Exercise requirements → Look through the material below. Copy each line that contains the string "this".

Available data →
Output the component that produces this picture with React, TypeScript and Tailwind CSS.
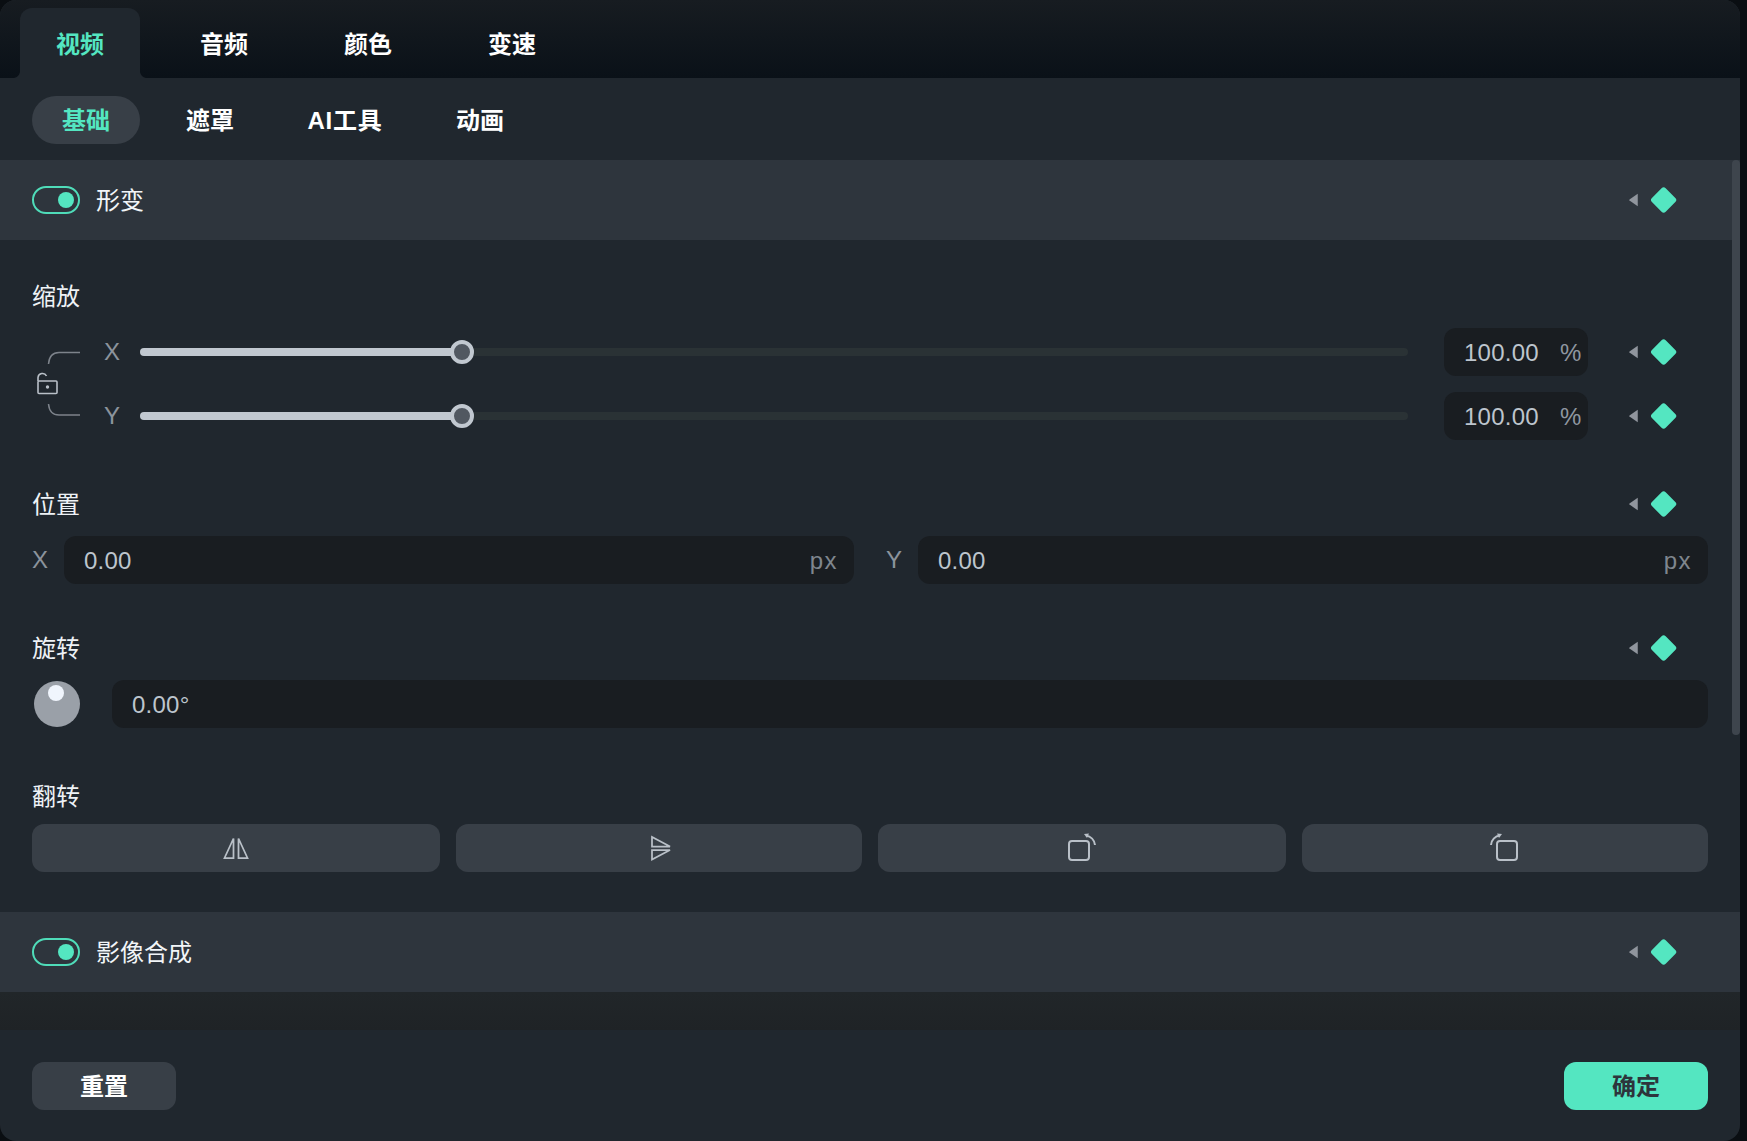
const font = '"Liberation Sans","Noto Sans CJK SC",sans-serif';

function KF() {
  return (
    <div className="flex items-center w-[48px] h-[26px] shrink-0">
      <svg width="9" height="14" viewBox="0 0 9 14" className="block">
        <path d="M9 0.5V13.5L0.5 7.6Q0 7 0.5 6.4Z" fill="#90959d" />
      </svg>
      <svg width="28" height="28" viewBox="0 0 28 28" className="block ml-[12px]">
        <rect x="4" y="4" width="20" height="20" rx="3" transform="rotate(45 14 14)" fill="#54e6c1" />
      </svg>
    </div>
  );
}

function Toggle() {
  return (
    <div className="w-12 h-7 rounded-full border-2 border-[#4fdcb9] flex items-center justify-end pr-1">
      <div className="w-4 h-4 rounded-full bg-[#54e6c1]" />
    </div>
  );
}

function Header({ title }: { title: string }) {
  return (
    <div className="h-20 bg-[#2e353d] flex items-center justify-between pl-8 pr-[63px]">
      <div className="flex items-center gap-4">
        <Toggle />
        <span className="pt-[2px] text-2xl font-normal text-[#f2f5f8]">{title}</span>
      </div>
      <KF />
    </div>
  );
}

function Label({ text, kf }: { text: string; kf?: boolean }) {
  return (
    <div className="h-8 flex items-center justify-between pr-[31px]">
      <span className="pt-[2px] text-2xl leading-8 text-[#eef2f6]">{text}</span>
      {kf && <KF />}
    </div>
  );
}

function SliderRow({ axis }: { axis: string }) {
  return (
    <div className="h-12 flex items-center pl-4">
      <span className="w-9 text-2xl text-[#8b939c]">{axis}</span>
      <div className="relative w-[1268px] h-2 rounded-full bg-[#2a3235]">
        <div className="w-[322px] h-2 rounded-full bg-[#c1c8d0]" />
        <div className="absolute left-[310px] top-[-8px] w-6 h-6 rounded-full border-4 border-[#c1c8d0] bg-[#515861]" />
      </div>
      <div className="ml-9 w-36 h-12 pt-[2px] rounded-xl bg-[#191d21] flex items-center pl-5 text-2xl">
        <span className="text-[#bdc5cd] tracking-[0.25px]">100.00</span>
        <span className="ml-[21px] text-[#8f97a0]">%</span>
      </div>
      <div className="ml-[41px]">
        <KF />
      </div>
    </div>
  );
}

function PosInput({ axis, className }: { axis: string; className: string }) {
  return (
    <div className={`flex items-center ${className}`}>
      <span className="w-8 text-2xl text-[#8b939c]">{axis}</span>
      <div className="flex-1 h-12 pt-[2px] rounded-xl bg-[#191d21] flex items-center justify-between pl-5 pr-[16px] text-2xl">
        <span className="text-[#bdc5cd] tracking-[0.25px]">0.00</span>
        <span className="text-[#7f868e] tracking-[1.5px]">px</span>
      </div>
    </div>
  );
}

function FlipButton({ children }: { children: React.ReactNode }) {
  return <div className="h-12 rounded-xl bg-[#383f47] flex items-center justify-center">{children}</div>;
}

export default function App() {
  const stroke = "#b9c0c8";
  return (
    <div className="w-[1747px] h-[1141px] bg-[#0a0e12] overflow-hidden" style={{ fontFamily: font }}>
      <div className="relative w-[1740px] h-full rounded-2xl overflow-hidden bg-[#20272e] flex flex-col">
        {/* primary tabs */}
        <div className="h-[78px] shrink-0 bg-gradient-to-b from-[#171c21] to-[#0a1118] flex items-end pl-5 gap-6">
          <div className="relative w-[120px] h-[70px] pt-1 rounded-t-xl bg-[#20272e] flex items-center justify-center text-2xl font-bold text-[#54e6c1]">
            视频
            <svg width="6" height="6" viewBox="0 0 6 6" className="absolute bottom-0 left-[-6px]">
              <path d="M6 0V6H0Q5 5 6 0Z" fill="#20272e" />
            </svg>
            <svg width="6" height="6" viewBox="0 0 6 6" className="absolute bottom-0 right-[-6px]">
              <path d="M0 0V6H6Q1 5 0 0Z" fill="#20272e" />
            </svg>
          </div>
          {["音频", "颜色", "变速"].map((t) => (
            <div key={t} className="w-[120px] h-[70px] pt-1 flex items-center justify-center text-2xl font-bold text-white">
              {t}
            </div>
          ))}
        </div>

        {/* secondary tabs */}
        <div className="shrink-0 flex gap-4 pl-8 pt-[18px] pb-4">
          <div className="h-12 px-[30px] pt-[2px] rounded-full bg-[#383f47] flex items-center text-2xl font-bold text-[#54e6c1]">基础</div>
          <div className="h-12 px-[30px] pt-[2px] flex items-center text-2xl font-bold text-white">遮罩</div>
          <div className="w-[130px] h-12 pt-[2px] flex items-center justify-center text-2xl font-bold text-white tracking-[0.75px]">AI工具</div>
          <div className="h-12 px-[30px] pt-[2px] flex items-center text-2xl font-bold text-white">动画</div>
        </div>

        {/* body */}
        <Header title="形变" />
        <div className="pl-8 pr-8 pt-10 pb-10">
          <Label text="缩放" />
          <div className="flex mt-4">
            <svg width="56" height="112" viewBox="0 0 56 112" fill="none" className="block shrink-0">
              <path d="M48 24.5H27Q17.5 24.5 16.5 36" stroke="#7d838b" strokeWidth="1.5" />
              <path d="M16.5 76Q17.5 87 27 87H48" stroke="#7d838b" strokeWidth="1.5" />
              <rect x="6" y="53" width="19" height="12.5" rx="1" stroke={stroke} strokeWidth="1.6" />
              <path d="M6 53V49.5A4.5 4.5 0 0 1 14.5 48" stroke={stroke} strokeWidth="1.6" />
              <circle cx="15.5" cy="59" r="1.7" fill={stroke} />
            </svg>
            <div className="flex flex-col gap-4">
              <SliderRow axis="X" />
              <SliderRow axis="Y" />
            </div>
          </div>

          <div className="mt-12">
            <Label text="位置" kf />
          </div>
          <div className="flex mt-4 gap-8">
            <PosInput axis="X" className="flex-1" />
            <PosInput axis="Y" className="flex-1" />
          </div>

          <div className="mt-12">
            <Label text="旋转" kf />
          </div>
          <div className="flex items-center mt-4">
            <div className="relative w-[46px] h-[46px] rounded-full bg-[#9aa0a8] ml-[2px] shrink-0">
              <div className="absolute left-[14px] top-[4px] w-4 h-4 rounded-full bg-[#f0f5fd]" />
            </div>
            <div className="ml-8 flex-1 h-12 pt-[2px] rounded-xl bg-[#191d21] flex items-center pl-5 text-2xl text-[#bdc5cd] tracking-[0.25px]">0.00°</div>
          </div>

          <div className="mt-[52px]">
            <Label text="翻转" />
          </div>
          <div className="grid grid-cols-[408px_406px_408px_406px] gap-4 mt-3">
            <FlipButton>
              <svg width="28" height="24" viewBox="0 0 28 24" fill="none" stroke={stroke} strokeWidth="1.75">
                <path d="M11.5 2.5V22H2.5Z" />
                <path d="M16.5 2.5V22H25.5Z" />
              </svg>
            </FlipButton>
            <FlipButton>
              <svg width="22" height="28" viewBox="0 0 22 28" fill="none" stroke={stroke} strokeWidth="1.75" className="ml-[3px]">
                <path d="M2 3V12.5H20Z" />
                <path d="M2 25.5V16H20Z" />
              </svg>
            </FlipButton>
            <FlipButton>
              <svg width="30" height="30" viewBox="0 0 30 30" fill="none">
                <rect x="2" y="8" width="20" height="19" rx="3" stroke={stroke} strokeWidth="2" />
                <path d="M19 2.5A11 11 0 0 1 28 12" stroke={stroke} strokeWidth="2" />
                <path d="M17 1L22 0.5L20 5Z" fill={stroke} />
              </svg>
            </FlipButton>
            <FlipButton>
              <svg width="30" height="30" viewBox="0 0 30 30" fill="none" className="mr-[2px]">
                <rect x="8" y="8" width="20" height="19" rx="3" stroke={stroke} strokeWidth="2" />
                <path d="M2 12A10 10 0 0 1 11 2.5" stroke={stroke} strokeWidth="2" />
                <path d="M13 1L8 0.5L10 5Z" fill={stroke} />
              </svg>
            </FlipButton>
          </div>
        </div>
        <Header title="影像合成" />
        <div className="h-[38px] shrink-0 bg-gradient-to-b from-[#212629] to-[#1f2326]" />

        {/* footer */}
        <div className="flex-1 flex justify-between items-start pl-8 pr-8 pt-8">
          <div className="w-36 h-12 pt-[2px] rounded-xl bg-[#383f47] flex items-center justify-center text-2xl font-bold text-white">重置</div>
          <div className="w-36 h-12 pt-[2px] rounded-xl bg-[#54e6c1] flex items-center justify-center text-2xl font-bold text-[#2d353c]">确定</div>
        </div>

        {/* scrollbar */}
        <div className="absolute right-0 top-[160px] w-2 h-[575px] rounded-[4px] bg-[#3e454d]" />
      </div>
    </div>
  );
}
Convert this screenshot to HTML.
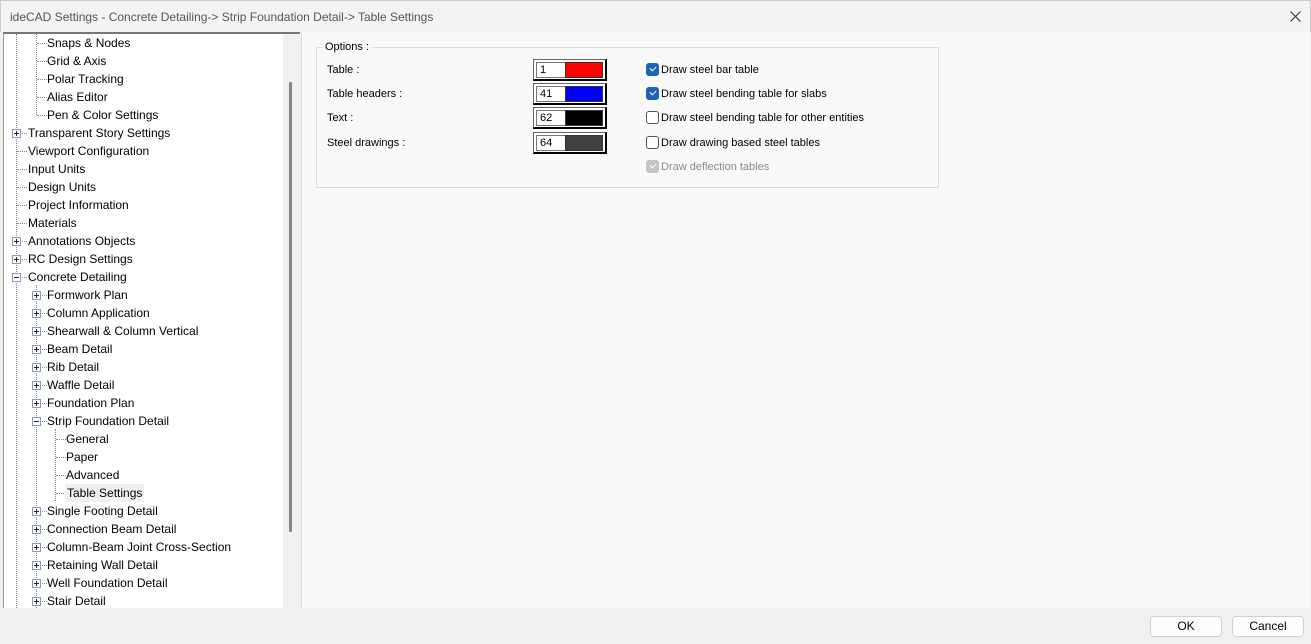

Finished task →
Output the component that produces this picture with React, TypeScript and Tailwind CSS.
Convert this screenshot to HTML.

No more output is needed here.